CANTERBURY, UK -- Offshore industry spending is expected to rise to $840 billion in capital expenditures and $715 billion for operations, over the five year period to 2012, compared to the $550 billion and $390 billion estimated to have been spent in the previous five years, according to the World Offshore Oil & Gas Production and Spend Forecast 2008-2012 by Douglas-Westwood and EnergyFiles.
Offshore production output is expected to reach 30 MMbbl/d in 2008 with gas production having risen to 988 Bcm/y; rises of 22% and 55% respectively since 2000. The report details prospects for offshore oil and gas production by region and type of activity.
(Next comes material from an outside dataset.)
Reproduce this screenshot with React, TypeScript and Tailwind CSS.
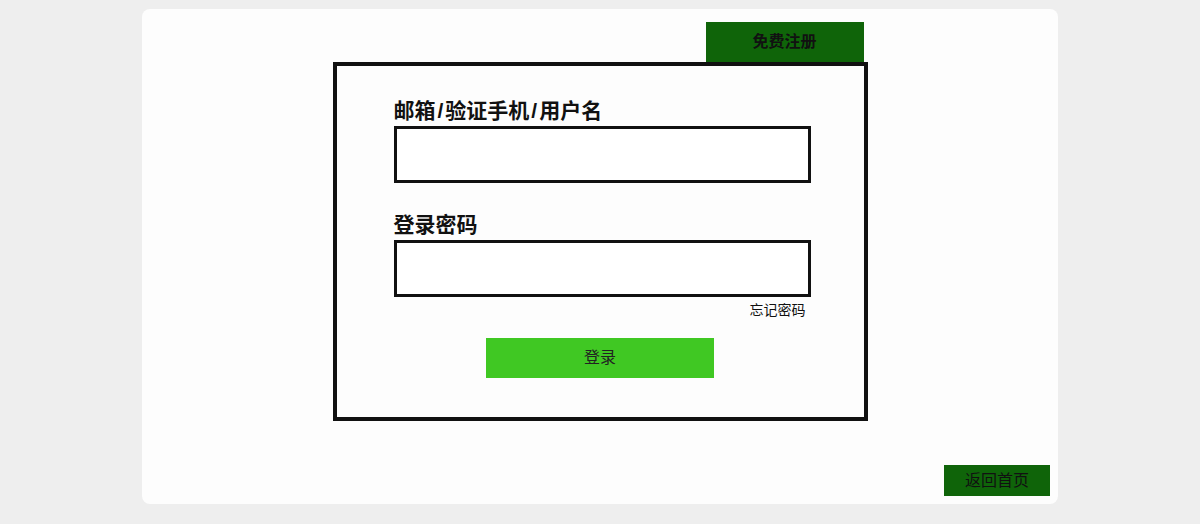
export default function App() {
  return (
    <div
      className="min-h-[524px] w-full bg-[#eeeeee] pt-[9px]"
      style={{ fontFamily: '"Liberation Sans", "Noto Sans CJK SC", sans-serif' }}
    >
      <div className="mx-auto flex h-[495px] w-[916px] flex-col rounded-lg bg-[#fdfdfd] pt-[13px] pb-[8px]">
        {/* 注册 + 登录框 */}
        <div className="mx-auto w-[535px]">
          <div className="flex justify-end pr-[4px]">
            <button className="h-[40px] w-[158px] bg-[#0f6409] text-[16px] font-bold text-[#111]">
              免费注册
            </button>
          </div>
          <div className="h-[359px] border-4 border-[#111] pt-[30px]">
            <div className="ml-[57px] w-[417px]">
              <label className="block text-[21px] leading-[30px] font-bold text-[#111]">
                邮箱<span className="px-[2px]">/</span>验证手机<span className="px-[2px]">/</span>用户名
              </label>
              <input className="block h-[57px] w-[417px] border-[3px] border-[#111] bg-white outline-none" />

              <label className="mt-[27px] block text-[21px] leading-[30px] font-bold text-[#111]">
                登录密码
              </label>
              <input
                type="password"
                className="block h-[57px] w-[417px] border-[3px] border-[#111] bg-white outline-none"
              />
              <div className="mt-[3px] pr-[5px] text-right text-[14px] leading-[20px] text-[#111]">
                忘记密码
              </div>
            </div>
            <div className="mt-[18px] flex justify-center">
              <button className="h-[40px] w-[228px] bg-[#40c823] text-[16px] text-[#222]">
                登录
              </button>
            </div>
          </div>
        </div>

        {/* 返回首页 */}
        <div className="mt-auto flex justify-end pr-[8px]">
          <button className="h-[31px] w-[106px] bg-[#0f6409] text-[16px] text-[#111]">
            返回首页
          </button>
        </div>
      </div>
    </div>
  )
}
Report author Dr. Michael Smith of Energyfiles says the industry will have to spend in every part of the world to attain such growth. Higher energy prices and the need to exploit much more expensive environments also are driving spending.
"Where a decade ago, fixed platform developments in the North Sea, the shallow waters of the Gulf of Mexico and the relatively benign environments of the South China Sea attracted much of the spending, now billions are directed at expensive deep water and deep reservoir environments - usually using complex subsea solutions, remote gas developments and subsea wells that scavenge for satellite accumulations in the traditional areas," Smith says.
The only significant exceptions are in the low cost Persian Gulf and moderate cost Caspian Sea, Smith says.
"In the [Persian Gulf], the OPEC countries are dramatically increasing their expenditure as they struggle to increase capacity to take advantage of the tight, light, oil supply market as well as the strength of global LNG for which demand is rocketing," Smith says.
Deep water production additions are increasing in all regions where such prospects exist, particularly in West Africa. Shallow water additions are only increasing in the Middle East and in a scattering of countries elsewhere, especially supported by new marketed gas production.
"Deep water is also one of the few remaining situations offering potential for major oil discoveries," says Steve Robertson, head of oil & gas at Douglas-Westwood. "This is particularly important for the major international oil companies as their shallow water reserves deplete and the major onshore reserves are increasingly controlled by national oil companies."
According to Robertson, in the 1970s oil majors controlled 80% of the world's oil reserves while, today 80% is controlled by state companies.
Spending will continue to rise due to the much more expensive developments that must be exploited. Yet, most of the high technology sectors of the offshore industry will continue to be equipment and people resource-constrained, says Smith.
"So even with exceptional growth, companies need to remain selective in the areas in which they concentrate and the services they offer and develop," Smith says. "When times are good, future direction often gets lost in the excitement of apparently ever-increasing profits. But, with cash available, this is the very time when properly thought-out and focused strategies can be most effective."